* Start *

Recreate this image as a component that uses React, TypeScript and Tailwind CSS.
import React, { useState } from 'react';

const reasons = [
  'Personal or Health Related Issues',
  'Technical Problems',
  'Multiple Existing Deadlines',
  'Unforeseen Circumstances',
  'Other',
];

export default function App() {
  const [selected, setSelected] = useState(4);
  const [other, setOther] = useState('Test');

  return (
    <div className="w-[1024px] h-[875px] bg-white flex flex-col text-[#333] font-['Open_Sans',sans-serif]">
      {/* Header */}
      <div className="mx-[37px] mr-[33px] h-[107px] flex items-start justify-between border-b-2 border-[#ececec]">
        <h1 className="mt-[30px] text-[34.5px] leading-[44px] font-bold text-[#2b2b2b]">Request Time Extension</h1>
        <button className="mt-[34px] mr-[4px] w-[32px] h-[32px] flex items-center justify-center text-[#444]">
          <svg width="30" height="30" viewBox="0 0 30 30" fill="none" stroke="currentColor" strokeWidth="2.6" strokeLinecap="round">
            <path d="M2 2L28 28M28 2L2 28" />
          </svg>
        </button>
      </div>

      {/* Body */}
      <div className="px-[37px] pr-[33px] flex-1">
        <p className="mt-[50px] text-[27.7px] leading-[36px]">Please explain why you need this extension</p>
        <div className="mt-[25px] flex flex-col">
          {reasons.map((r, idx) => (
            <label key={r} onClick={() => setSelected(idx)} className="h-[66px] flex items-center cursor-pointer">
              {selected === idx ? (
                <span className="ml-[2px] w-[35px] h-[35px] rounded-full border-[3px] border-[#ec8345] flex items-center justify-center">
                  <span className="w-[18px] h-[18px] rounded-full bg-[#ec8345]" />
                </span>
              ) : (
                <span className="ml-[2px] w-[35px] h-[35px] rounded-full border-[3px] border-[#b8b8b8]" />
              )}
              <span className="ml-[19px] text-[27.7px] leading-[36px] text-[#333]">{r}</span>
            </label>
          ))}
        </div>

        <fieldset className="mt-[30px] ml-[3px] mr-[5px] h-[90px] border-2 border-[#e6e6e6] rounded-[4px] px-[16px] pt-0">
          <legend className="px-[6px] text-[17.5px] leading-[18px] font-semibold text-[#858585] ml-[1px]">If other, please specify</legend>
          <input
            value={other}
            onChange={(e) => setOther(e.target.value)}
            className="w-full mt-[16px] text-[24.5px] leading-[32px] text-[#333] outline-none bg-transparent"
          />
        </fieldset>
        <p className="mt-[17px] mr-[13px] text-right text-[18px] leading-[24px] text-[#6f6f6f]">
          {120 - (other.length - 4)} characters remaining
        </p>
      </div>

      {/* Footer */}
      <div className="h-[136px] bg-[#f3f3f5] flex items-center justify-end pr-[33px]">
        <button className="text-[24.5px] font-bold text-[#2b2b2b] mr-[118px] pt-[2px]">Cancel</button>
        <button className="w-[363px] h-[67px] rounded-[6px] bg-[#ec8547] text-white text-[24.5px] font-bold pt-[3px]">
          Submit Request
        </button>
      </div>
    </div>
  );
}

* End *

**EXERCISE INSTRUCTIONS:**
Transcribe the entire listing above precisely.

**THE RESULT:**
Recreate this image as a component that uses React, TypeScript and Tailwind CSS.
import React, { useState } from 'react';

const reasons = [
  'Personal or Health Related Issues',
  'Technical Problems',
  'Multiple Existing Deadlines',
  'Unforeseen Circumstances',
  'Other',
];

export default function App() {
  const [selected, setSelected] = useState(4);
  const [other, setOther] = useState('Test');

  return (
    <div className="w-[1024px] h-[875px] bg-white flex flex-col text-[#333] font-['Open_Sans',sans-serif]">
      {/* Header */}
      <div className="mx-[37px] mr-[33px] h-[107px] flex items-start justify-between border-b-2 border-[#ececec]">
        <h1 className="mt-[30px] text-[34.5px] leading-[44px] font-bold text-[#2b2b2b]">Request Time Extension</h1>
        <button className="mt-[34px] mr-[4px] w-[32px] h-[32px] flex items-center justify-center text-[#444]">
          <svg width="30" height="30" viewBox="0 0 30 30" fill="none" stroke="currentColor" strokeWidth="2.6" strokeLinecap="round">
            <path d="M2 2L28 28M28 2L2 28" />
          </svg>
        </button>
      </div>

      {/* Body */}
      <div className="px-[37px] pr-[33px] flex-1">
        <p className="mt-[50px] text-[27.7px] leading-[36px]">Please explain why you need this extension</p>
        <div className="mt-[25px] flex flex-col">
          {reasons.map((r, idx) => (
            <label key={r} onClick={() => setSelected(idx)} className="h-[66px] flex items-center cursor-pointer">
              {selected === idx ? (
                <span className="ml-[2px] w-[35px] h-[35px] rounded-full border-[3px] border-[#ec8345] flex items-center justify-center">
                  <span className="w-[18px] h-[18px] rounded-full bg-[#ec8345]" />
                </span>
              ) : (
                <span className="ml-[2px] w-[35px] h-[35px] rounded-full border-[3px] border-[#b8b8b8]" />
              )}
              <span className="ml-[19px] text-[27.7px] leading-[36px] text-[#333]">{r}</span>
            </label>
          ))}
        </div>

        <fieldset className="mt-[30px] ml-[3px] mr-[5px] h-[90px] border-2 border-[#e6e6e6] rounded-[4px] px-[16px] pt-0">
          <legend className="px-[6px] text-[17.5px] leading-[18px] font-semibold text-[#858585] ml-[1px]">If other, please specify</legend>
          <input
            value={other}
            onChange={(e) => setOther(e.target.value)}
            className="w-full mt-[16px] text-[24.5px] leading-[32px] text-[#333] outline-none bg-transparent"
          />
        </fieldset>
        <p className="mt-[17px] mr-[13px] text-right text-[18px] leading-[24px] text-[#6f6f6f]">
          {120 - (other.length - 4)} characters remaining
        </p>
      </div>

      {/* Footer */}
      <div className="h-[136px] bg-[#f3f3f5] flex items-center justify-end pr-[33px]">
        <button className="text-[24.5px] font-bold text-[#2b2b2b] mr-[118px] pt-[2px]">Cancel</button>
        <button className="w-[363px] h-[67px] rounded-[6px] bg-[#ec8547] text-white text-[24.5px] font-bold pt-[3px]">
          Submit Request
        </button>
      </div>
    </div>
  );
}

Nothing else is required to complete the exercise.